* **TASK TO CARRY OUT**:
Any picture among the records should be left out, please; retype the rest exactly.

* begin DATA EXCERPTS *

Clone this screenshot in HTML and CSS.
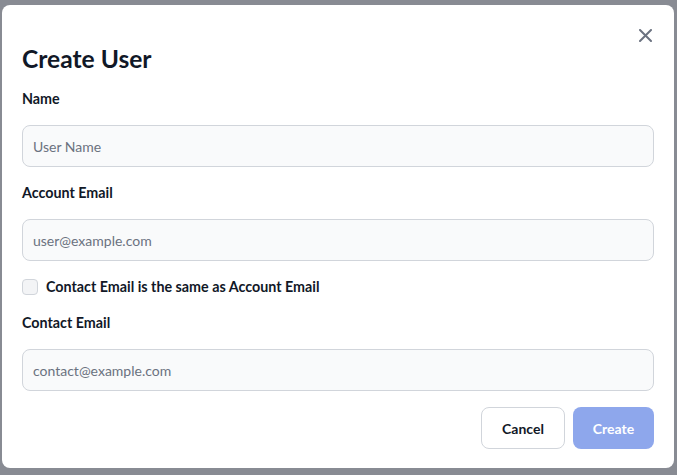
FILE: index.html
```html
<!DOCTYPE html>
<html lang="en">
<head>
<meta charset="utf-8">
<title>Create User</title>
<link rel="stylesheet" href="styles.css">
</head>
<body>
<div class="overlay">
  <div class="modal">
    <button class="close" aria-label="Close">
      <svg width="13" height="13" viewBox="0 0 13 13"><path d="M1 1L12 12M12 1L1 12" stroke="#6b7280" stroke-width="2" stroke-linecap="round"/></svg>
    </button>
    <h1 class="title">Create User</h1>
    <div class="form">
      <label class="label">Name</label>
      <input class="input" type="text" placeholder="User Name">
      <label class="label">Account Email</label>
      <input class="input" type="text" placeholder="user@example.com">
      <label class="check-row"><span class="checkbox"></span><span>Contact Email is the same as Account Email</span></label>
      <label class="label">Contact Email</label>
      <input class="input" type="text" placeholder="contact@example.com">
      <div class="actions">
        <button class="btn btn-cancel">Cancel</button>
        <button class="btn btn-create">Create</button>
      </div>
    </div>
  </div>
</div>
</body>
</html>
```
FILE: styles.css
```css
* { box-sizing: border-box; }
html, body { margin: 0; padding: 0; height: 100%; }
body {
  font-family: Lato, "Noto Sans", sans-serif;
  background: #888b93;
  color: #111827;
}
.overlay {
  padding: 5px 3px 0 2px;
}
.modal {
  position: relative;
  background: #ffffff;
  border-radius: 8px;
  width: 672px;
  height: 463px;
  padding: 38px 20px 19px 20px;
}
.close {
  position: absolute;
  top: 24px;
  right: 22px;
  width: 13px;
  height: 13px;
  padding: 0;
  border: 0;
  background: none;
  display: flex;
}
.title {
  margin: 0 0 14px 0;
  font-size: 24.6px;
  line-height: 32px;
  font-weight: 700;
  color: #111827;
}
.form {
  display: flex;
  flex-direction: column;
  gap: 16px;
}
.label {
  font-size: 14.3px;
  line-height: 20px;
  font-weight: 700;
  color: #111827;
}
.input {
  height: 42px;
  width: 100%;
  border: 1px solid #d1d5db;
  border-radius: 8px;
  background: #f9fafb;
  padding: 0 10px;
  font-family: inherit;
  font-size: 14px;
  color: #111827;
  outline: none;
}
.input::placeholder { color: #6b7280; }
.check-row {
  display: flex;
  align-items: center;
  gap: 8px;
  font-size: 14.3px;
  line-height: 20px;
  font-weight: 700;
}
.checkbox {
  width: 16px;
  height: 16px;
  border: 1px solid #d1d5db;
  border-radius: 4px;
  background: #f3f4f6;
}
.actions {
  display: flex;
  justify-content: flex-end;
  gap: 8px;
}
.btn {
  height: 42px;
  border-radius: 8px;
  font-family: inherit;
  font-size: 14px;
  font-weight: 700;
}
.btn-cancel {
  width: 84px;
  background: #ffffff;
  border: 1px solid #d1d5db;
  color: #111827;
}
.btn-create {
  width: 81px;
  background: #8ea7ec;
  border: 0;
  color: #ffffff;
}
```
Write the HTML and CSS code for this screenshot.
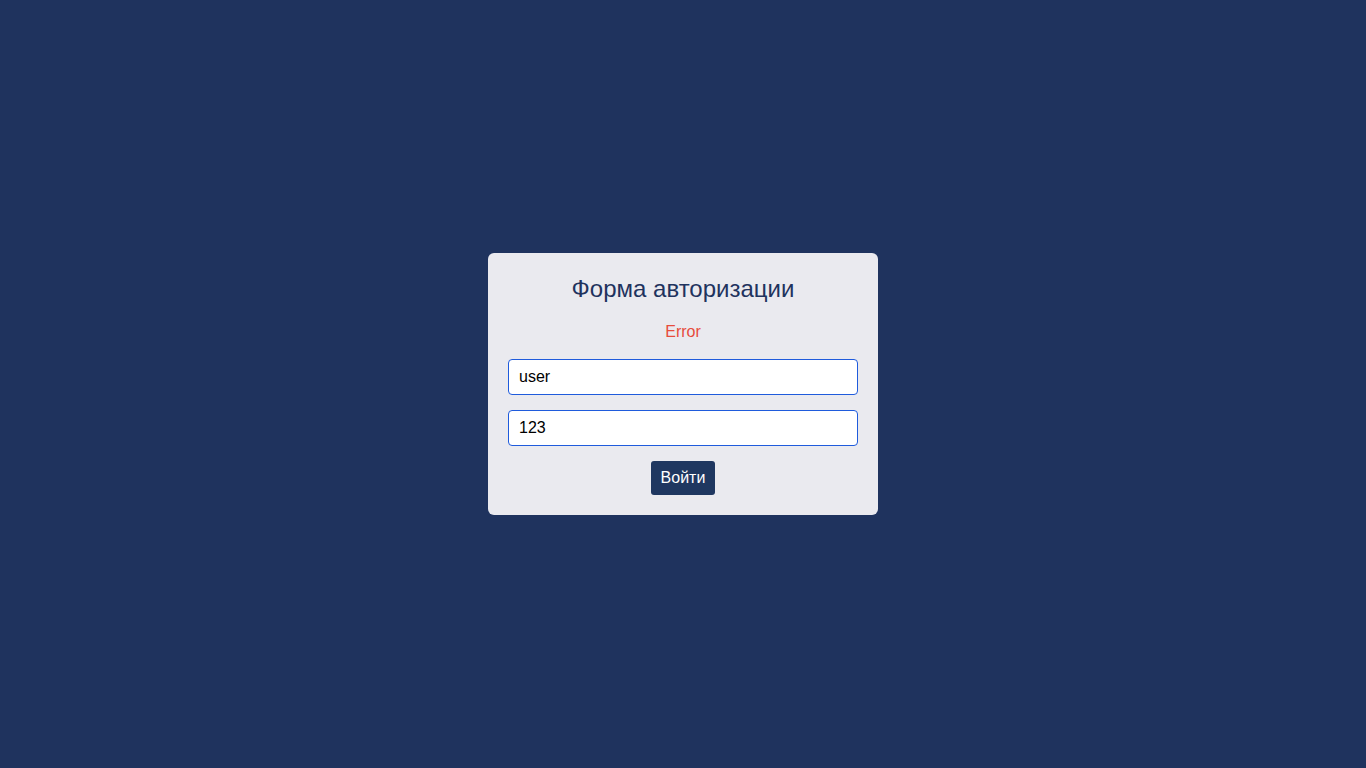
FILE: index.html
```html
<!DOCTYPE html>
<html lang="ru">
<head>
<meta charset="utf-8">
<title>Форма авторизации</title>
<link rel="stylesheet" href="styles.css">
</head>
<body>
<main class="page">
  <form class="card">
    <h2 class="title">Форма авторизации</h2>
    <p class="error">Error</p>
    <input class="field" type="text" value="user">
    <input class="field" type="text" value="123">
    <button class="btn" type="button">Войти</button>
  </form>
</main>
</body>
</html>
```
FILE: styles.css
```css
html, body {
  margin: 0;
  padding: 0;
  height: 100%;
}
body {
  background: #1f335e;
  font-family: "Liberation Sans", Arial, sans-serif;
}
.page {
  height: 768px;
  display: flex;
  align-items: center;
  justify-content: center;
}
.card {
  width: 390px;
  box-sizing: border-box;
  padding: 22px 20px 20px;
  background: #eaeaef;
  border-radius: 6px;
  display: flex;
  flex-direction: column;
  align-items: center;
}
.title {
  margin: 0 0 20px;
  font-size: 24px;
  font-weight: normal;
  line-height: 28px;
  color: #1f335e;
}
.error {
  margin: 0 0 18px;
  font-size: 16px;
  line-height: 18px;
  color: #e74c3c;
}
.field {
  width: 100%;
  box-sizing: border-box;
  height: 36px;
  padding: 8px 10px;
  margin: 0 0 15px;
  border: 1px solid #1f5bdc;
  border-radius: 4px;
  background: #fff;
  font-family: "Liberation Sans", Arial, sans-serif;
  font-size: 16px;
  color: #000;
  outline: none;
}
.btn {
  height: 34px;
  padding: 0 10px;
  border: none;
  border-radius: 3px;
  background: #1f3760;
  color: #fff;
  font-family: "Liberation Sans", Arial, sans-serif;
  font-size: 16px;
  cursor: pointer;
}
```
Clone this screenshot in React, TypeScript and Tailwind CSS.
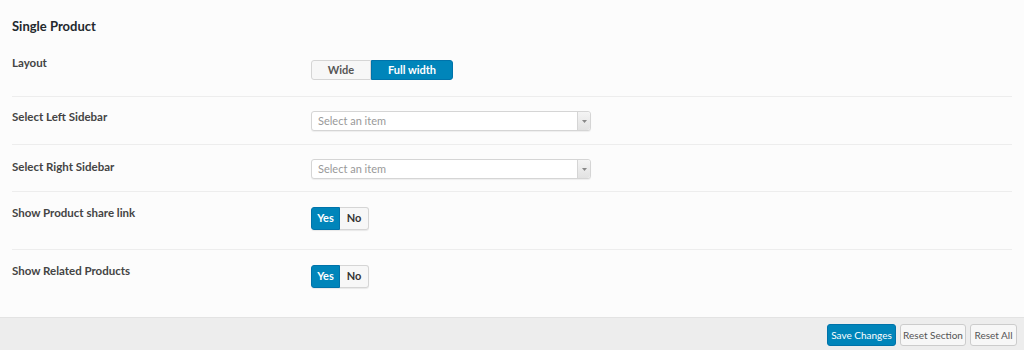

* end DATA EXCERPTS *

* **TASK ANSWER**:
Clone this screenshot in HTML and CSS.
FILE: index.html
```html
<!DOCTYPE html>
<html lang="en">
<head>
<meta charset="utf-8">
<title>Create User</title>
<link rel="stylesheet" href="styles.css">
</head>
<body>
<div class="overlay">
  <div class="modal">
    <button class="close" aria-label="Close">
      <svg width="13" height="13" viewBox="0 0 13 13"><path d="M1 1L12 12M12 1L1 12" stroke="#6b7280" stroke-width="2" stroke-linecap="round"/></svg>
    </button>
    <h1 class="title">Create User</h1>
    <div class="form">
      <label class="label">Name</label>
      <input class="input" type="text" placeholder="User Name">
      <label class="label">Account Email</label>
      <input class="input" type="text" placeholder="user@example.com">
      <label class="check-row"><span class="checkbox"></span><span>Contact Email is the same as Account Email</span></label>
      <label class="label">Contact Email</label>
      <input class="input" type="text" placeholder="contact@example.com">
      <div class="actions">
        <button class="btn btn-cancel">Cancel</button>
        <button class="btn btn-create">Create</button>
      </div>
    </div>
  </div>
</div>
</body>
</html>
```
FILE: styles.css
```css
* { box-sizing: border-box; }
html, body { margin: 0; padding: 0; height: 100%; }
body {
  font-family: Lato, "Noto Sans", sans-serif;
  background: #888b93;
  color: #111827;
}
.overlay {
  padding: 5px 3px 0 2px;
}
.modal {
  position: relative;
  background: #ffffff;
  border-radius: 8px;
  width: 672px;
  height: 463px;
  padding: 38px 20px 19px 20px;
}
.close {
  position: absolute;
  top: 24px;
  right: 22px;
  width: 13px;
  height: 13px;
  padding: 0;
  border: 0;
  background: none;
  display: flex;
}
.title {
  margin: 0 0 14px 0;
  font-size: 24.6px;
  line-height: 32px;
  font-weight: 700;
  color: #111827;
}
.form {
  display: flex;
  flex-direction: column;
  gap: 16px;
}
.label {
  font-size: 14.3px;
  line-height: 20px;
  font-weight: 700;
  color: #111827;
}
.input {
  height: 42px;
  width: 100%;
  border: 1px solid #d1d5db;
  border-radius: 8px;
  background: #f9fafb;
  padding: 0 10px;
  font-family: inherit;
  font-size: 14px;
  color: #111827;
  outline: none;
}
.input::placeholder { color: #6b7280; }
.check-row {
  display: flex;
  align-items: center;
  gap: 8px;
  font-size: 14.3px;
  line-height: 20px;
  font-weight: 700;
}
.checkbox {
  width: 16px;
  height: 16px;
  border: 1px solid #d1d5db;
  border-radius: 4px;
  background: #f3f4f6;
}
.actions {
  display: flex;
  justify-content: flex-end;
  gap: 8px;
}
.btn {
  height: 42px;
  border-radius: 8px;
  font-family: inherit;
  font-size: 14px;
  font-weight: 700;
}
.btn-cancel {
  width: 84px;
  background: #ffffff;
  border: 1px solid #d1d5db;
  color: #111827;
}
.btn-create {
  width: 81px;
  background: #8ea7ec;
  border: 0;
  color: #ffffff;
}
```
Write the HTML and CSS code for this screenshot.
FILE: index.html
```html
<!DOCTYPE html>
<html lang="ru">
<head>
<meta charset="utf-8">
<title>Форма авторизации</title>
<link rel="stylesheet" href="styles.css">
</head>
<body>
<main class="page">
  <form class="card">
    <h2 class="title">Форма авторизации</h2>
    <p class="error">Error</p>
    <input class="field" type="text" value="user">
    <input class="field" type="text" value="123">
    <button class="btn" type="button">Войти</button>
  </form>
</main>
</body>
</html>
```
FILE: styles.css
```css
html, body {
  margin: 0;
  padding: 0;
  height: 100%;
}
body {
  background: #1f335e;
  font-family: "Liberation Sans", Arial, sans-serif;
}
.page {
  height: 768px;
  display: flex;
  align-items: center;
  justify-content: center;
}
.card {
  width: 390px;
  box-sizing: border-box;
  padding: 22px 20px 20px;
  background: #eaeaef;
  border-radius: 6px;
  display: flex;
  flex-direction: column;
  align-items: center;
}
.title {
  margin: 0 0 20px;
  font-size: 24px;
  font-weight: normal;
  line-height: 28px;
  color: #1f335e;
}
.error {
  margin: 0 0 18px;
  font-size: 16px;
  line-height: 18px;
  color: #e74c3c;
}
.field {
  width: 100%;
  box-sizing: border-box;
  height: 36px;
  padding: 8px 10px;
  margin: 0 0 15px;
  border: 1px solid #1f5bdc;
  border-radius: 4px;
  background: #fff;
  font-family: "Liberation Sans", Arial, sans-serif;
  font-size: 16px;
  color: #000;
  outline: none;
}
.btn {
  height: 34px;
  padding: 0 10px;
  border: none;
  border-radius: 3px;
  background: #1f3760;
  color: #fff;
  font-family: "Liberation Sans", Arial, sans-serif;
  font-size: 16px;
  cursor: pointer;
}
```
Clone this screenshot in React, TypeScript and Tailwind CSS.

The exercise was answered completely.